## Written task
Set down the data below without change, skipping the pictures it holds.

╭─ Supplied information

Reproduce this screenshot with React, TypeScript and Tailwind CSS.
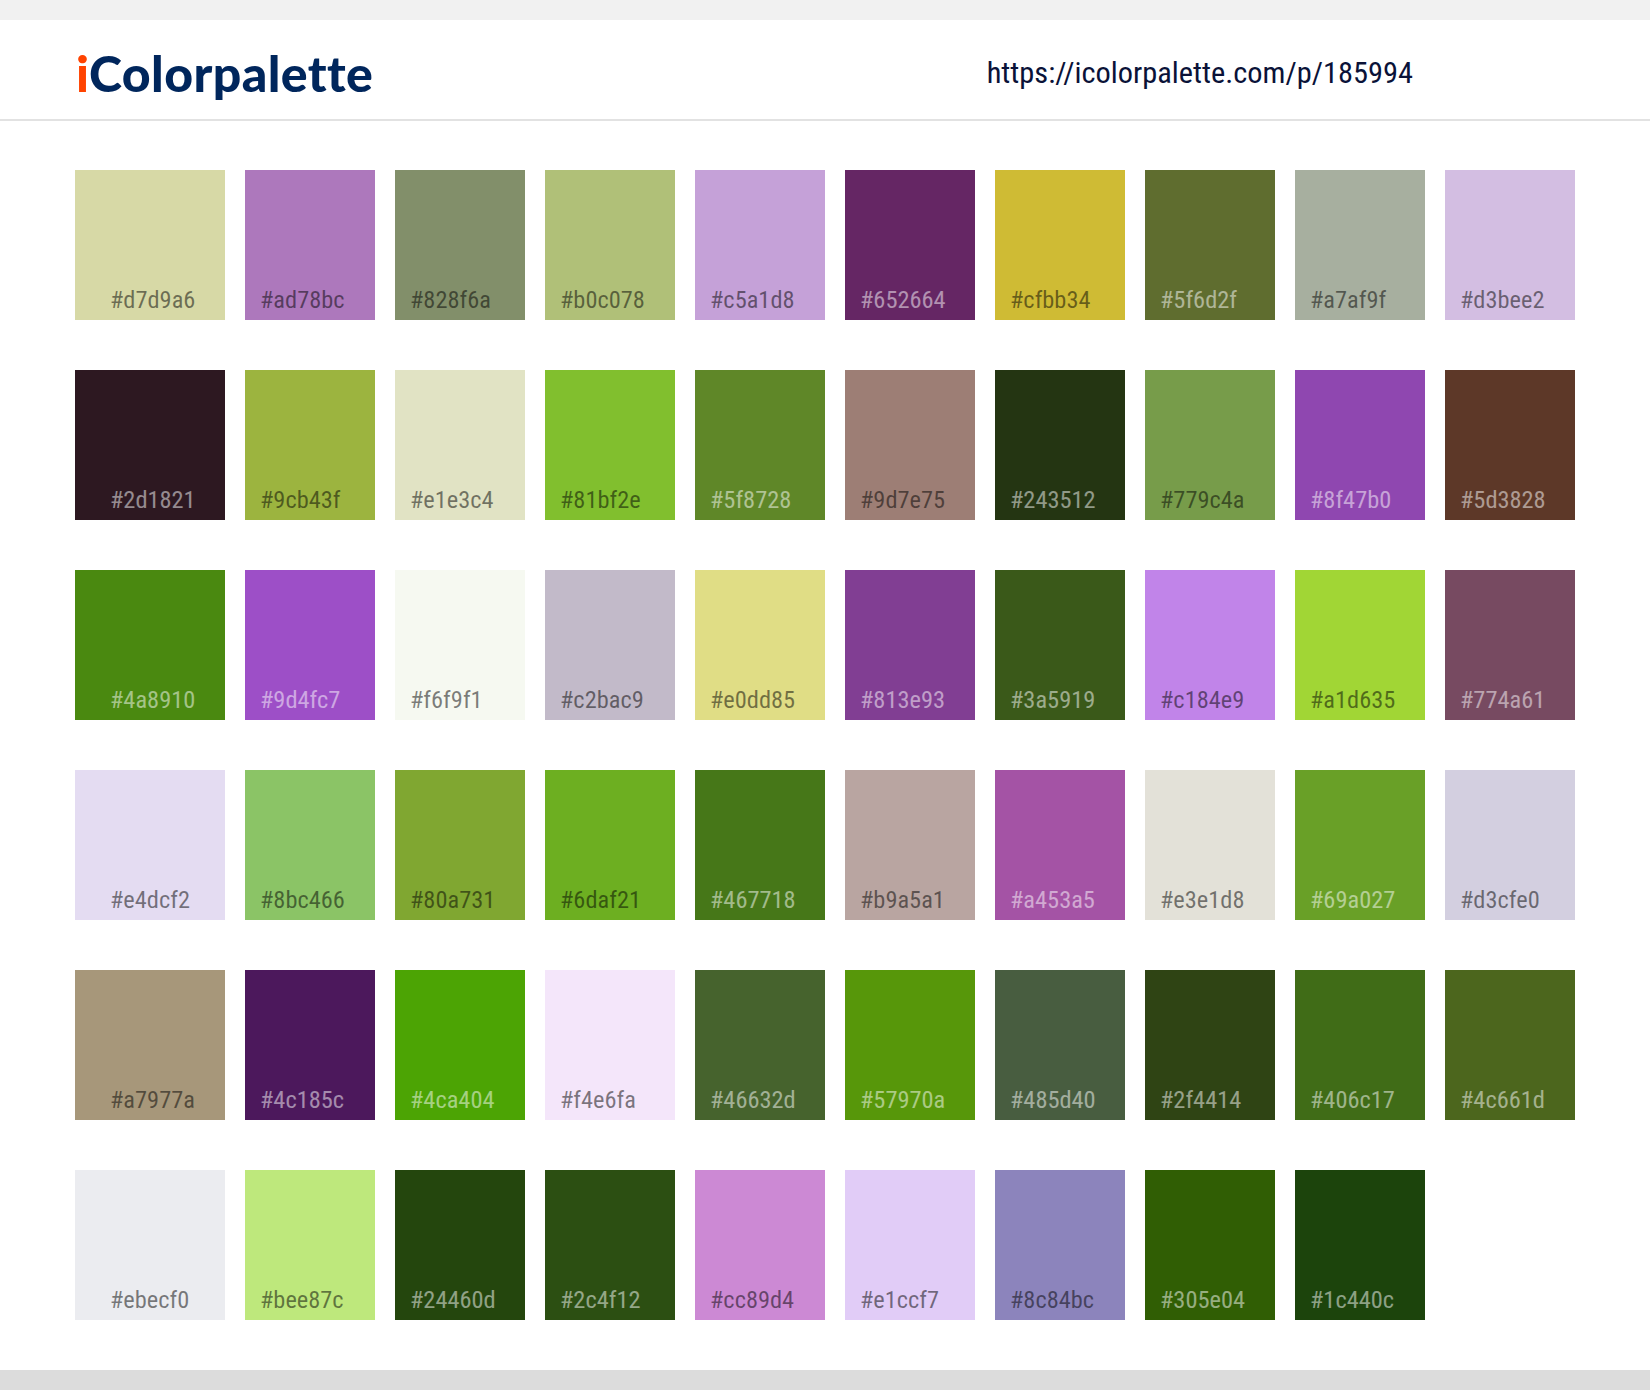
const colors = [
  "#d7d9a6", "#ad78bc", "#828f6a", "#b0c078", "#c5a1d8", "#652664", "#cfbb34", "#5f6d2f", "#a7af9f", "#d3bee2",
  "#2d1821", "#9cb43f", "#e1e3c4", "#81bf2e", "#5f8728", "#9d7e75", "#243512", "#779c4a", "#8f47b0", "#5d3828",
  "#4a8910", "#9d4fc7", "#f6f9f1", "#c2bac9", "#e0dd85", "#813e93", "#3a5919", "#c184e9", "#a1d635", "#774a61",
  "#e4dcf2", "#8bc466", "#80a731", "#6daf21", "#467718", "#b9a5a1", "#a453a5", "#e3e1d8", "#69a027", "#d3cfe0",
  "#a7977a", "#4c185c", "#4ca404", "#f4e6fa", "#46632d", "#57970a", "#485d40", "#2f4414", "#406c17", "#4c661d",
  "#ebecf0", "#bee87c", "#24460d", "#2c4f12", "#cc89d4", "#e1ccf7", "#8c84bc", "#305e04", "#1c440c",
];

function isDark(hex: string) {
  const r = parseInt(hex.slice(1, 3), 16);
  const g = parseInt(hex.slice(3, 5), 16);
  const b = parseInt(hex.slice(5, 7), 16);
  return 0.299 * r + 0.587 * g + 0.114 * b < 130;
}

export default function App() {
  return (
    <div className="min-h-[1390px] w-[1650px] bg-white flex flex-col">
      <div className="h-5 bg-[#f1f1f1]" />
      <header className="h-[101px] flex items-center justify-between border-b-2 border-[#e2e2e2] pl-[76px] pr-[237px]">
        <span className="font-['Lato'] font-black text-[50px] tracking-[0.4px] text-[#00265c] pt-2">
          <span className="text-[#ff4300]">i</span>Colorpalette
        </span>
        <span className="font-['Roboto'] font-stretch-condensed text-[30.4px] text-[#0a1238] pt-[7px]">
          https://icolorpalette.com/p/185994
        </span>
      </header>
      <main className="flex-1 grid grid-cols-[150px_repeat(9,130px)] gap-x-5 gap-y-[50px] content-start pl-[75px] pt-[49px]">
        {colors.map((hex, i) => (
          <div
            key={hex}
            className={`h-[150px] flex items-end pb-px font-['Roboto'] font-stretch-condensed text-[24.4px] ${
              i % 10 === 0 ? "pl-[35px]" : "pl-[15px]"
            } ${isDark(hex) ? "text-white/50" : "text-black/50"}`}
            style={{ backgroundColor: hex }}
          >
            {hex}
          </div>
        ))}
      </main>
      <div className="h-5 bg-[#dcdcdc]" />
    </div>
  );
}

╰─

## The completed task
Reproduce this screenshot with React, TypeScript and Tailwind CSS.
const colors = [
  "#d7d9a6", "#ad78bc", "#828f6a", "#b0c078", "#c5a1d8", "#652664", "#cfbb34", "#5f6d2f", "#a7af9f", "#d3bee2",
  "#2d1821", "#9cb43f", "#e1e3c4", "#81bf2e", "#5f8728", "#9d7e75", "#243512", "#779c4a", "#8f47b0", "#5d3828",
  "#4a8910", "#9d4fc7", "#f6f9f1", "#c2bac9", "#e0dd85", "#813e93", "#3a5919", "#c184e9", "#a1d635", "#774a61",
  "#e4dcf2", "#8bc466", "#80a731", "#6daf21", "#467718", "#b9a5a1", "#a453a5", "#e3e1d8", "#69a027", "#d3cfe0",
  "#a7977a", "#4c185c", "#4ca404", "#f4e6fa", "#46632d", "#57970a", "#485d40", "#2f4414", "#406c17", "#4c661d",
  "#ebecf0", "#bee87c", "#24460d", "#2c4f12", "#cc89d4", "#e1ccf7", "#8c84bc", "#305e04", "#1c440c",
];

function isDark(hex: string) {
  const r = parseInt(hex.slice(1, 3), 16);
  const g = parseInt(hex.slice(3, 5), 16);
  const b = parseInt(hex.slice(5, 7), 16);
  return 0.299 * r + 0.587 * g + 0.114 * b < 130;
}

export default function App() {
  return (
    <div className="min-h-[1390px] w-[1650px] bg-white flex flex-col">
      <div className="h-5 bg-[#f1f1f1]" />
      <header className="h-[101px] flex items-center justify-between border-b-2 border-[#e2e2e2] pl-[76px] pr-[237px]">
        <span className="font-['Lato'] font-black text-[50px] tracking-[0.4px] text-[#00265c] pt-2">
          <span className="text-[#ff4300]">i</span>Colorpalette
        </span>
        <span className="font-['Roboto'] font-stretch-condensed text-[30.4px] text-[#0a1238] pt-[7px]">
          https://icolorpalette.com/p/185994
        </span>
      </header>
      <main className="flex-1 grid grid-cols-[150px_repeat(9,130px)] gap-x-5 gap-y-[50px] content-start pl-[75px] pt-[49px]">
        {colors.map((hex, i) => (
          <div
            key={hex}
            className={`h-[150px] flex items-end pb-px font-['Roboto'] font-stretch-condensed text-[24.4px] ${
              i % 10 === 0 ? "pl-[35px]" : "pl-[15px]"
            } ${isDark(hex) ? "text-white/50" : "text-black/50"}`}
            style={{ backgroundColor: hex }}
          >
            {hex}
          </div>
        ))}
      </main>
      <div className="h-5 bg-[#dcdcdc]" />
    </div>
  );
}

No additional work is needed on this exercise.